Oleh Arief Wicaksono
(Dekan Fisip Universitas Bosowa, Peneliti Penta Helix Indonesia.)
Banyak orang yang berpendapat, bahwa saat ini kita telah memasuki era dimana sesuatu yang ditampilkan, dapat melampaui kebenarannya - pasca kebenaran, atau bahasa populernya, post-truth. Frasa post-truth ini pertama kali disebutkan oleh Steve Tesich pada tahun 1992, dalam artikelnya yang berjudul The Government of Lies' dalam majalah The Nation. Saat itu Tesich menulis frasa tersebut, dalam konteks Perang Teluk dan hubungannya dengan Iran. Tahun 2004, Ralph Keyes dalam karyanya, The Post-Truth Era, bersama komedian Stephen Colber juga membincang hal yang kurang lebih sama: truthiness. Kata ini mengacu kepada sesuatu yang seolah-olah benar, padahal tidak benar sama sekali.
Mengapa Post-Truth?
Pada tahun 2016, terdapat dua peristiwa yang menjadi momentum rebound-nya popularitas kata post-truth yaitu, rencana keluarnya Inggris Raya dari Uni Eropa yang dikenal sebagai British Exit ( Brexit ) dan terpilihnya Donald Trump sebagai Presiden Amerika Serikat. Di tahun yang sama, kata post-truth bahkan menjadi word of the year dalam kamus Oxford, dimana Oxford sendiri mendefinisikan post-truth sebagai kondisi di mana fakta dan data, tidak terlalu berpengaruh terhadap pembentukan opini masyarakat dibandingkan dengan emosi dan keyakinan personal.
Saat ini putaran informasi berubah, bergerak, bertambah dan berkembang biak.
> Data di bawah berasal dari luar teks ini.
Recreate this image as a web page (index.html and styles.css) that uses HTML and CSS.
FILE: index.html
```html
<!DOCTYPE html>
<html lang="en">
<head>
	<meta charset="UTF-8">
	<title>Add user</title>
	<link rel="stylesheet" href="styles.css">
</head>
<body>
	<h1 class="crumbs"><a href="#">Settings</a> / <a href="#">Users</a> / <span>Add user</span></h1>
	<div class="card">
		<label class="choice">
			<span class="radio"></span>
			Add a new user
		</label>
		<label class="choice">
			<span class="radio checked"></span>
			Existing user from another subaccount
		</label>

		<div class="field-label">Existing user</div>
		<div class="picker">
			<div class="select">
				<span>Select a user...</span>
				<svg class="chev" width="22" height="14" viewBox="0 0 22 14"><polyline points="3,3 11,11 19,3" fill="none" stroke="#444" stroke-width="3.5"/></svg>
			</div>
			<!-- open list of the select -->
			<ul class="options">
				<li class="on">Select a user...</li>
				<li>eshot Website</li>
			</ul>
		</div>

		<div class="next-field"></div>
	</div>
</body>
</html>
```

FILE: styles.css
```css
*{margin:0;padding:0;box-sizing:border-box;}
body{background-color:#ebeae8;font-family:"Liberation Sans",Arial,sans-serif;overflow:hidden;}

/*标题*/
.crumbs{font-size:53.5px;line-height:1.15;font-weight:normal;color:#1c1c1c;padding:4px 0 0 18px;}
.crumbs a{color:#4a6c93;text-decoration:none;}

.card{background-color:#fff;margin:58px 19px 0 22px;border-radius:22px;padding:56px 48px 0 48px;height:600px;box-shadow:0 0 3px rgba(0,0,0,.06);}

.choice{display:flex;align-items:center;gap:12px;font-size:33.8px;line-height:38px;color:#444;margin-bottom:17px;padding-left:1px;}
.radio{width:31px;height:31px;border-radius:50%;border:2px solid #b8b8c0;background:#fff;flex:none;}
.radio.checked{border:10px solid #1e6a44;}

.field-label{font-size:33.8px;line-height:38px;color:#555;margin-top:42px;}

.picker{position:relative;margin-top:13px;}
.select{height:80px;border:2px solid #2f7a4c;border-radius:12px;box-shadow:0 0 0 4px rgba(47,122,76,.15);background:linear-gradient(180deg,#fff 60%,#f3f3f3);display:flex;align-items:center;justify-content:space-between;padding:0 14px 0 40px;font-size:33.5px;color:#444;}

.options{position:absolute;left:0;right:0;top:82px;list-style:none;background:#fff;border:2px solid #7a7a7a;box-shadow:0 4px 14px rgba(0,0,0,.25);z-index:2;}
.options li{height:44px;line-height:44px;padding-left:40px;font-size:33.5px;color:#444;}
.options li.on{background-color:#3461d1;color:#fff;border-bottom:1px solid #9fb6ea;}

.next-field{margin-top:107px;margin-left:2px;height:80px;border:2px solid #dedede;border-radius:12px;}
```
Saking masifnya, kita yang awam, cenderung berada pada posisi sebagai konsumen informasi, dimana kita harus terpaksa menerima semua itu sebagai cemilan yang pada akhirnya membuat kita mengidap kegemukan, obesitas informasi. Hal itu kemudian dimanfaatkan oleh industri kebohongan masa kini, yang membuat kita merasa jika kebohongan tadi, adalah sebuah kebenaran. Persis seperti kutipan legendaris Menteri Propaganda Nazi Jerman (1933-1945), Joseph Goebbels, "Kebohongan yang diceritakan satu kali, akan tetap menjadi kebohongan. Tetapi kebohongan yang diceritakan ribuan kali, akan menjadi kebenaran".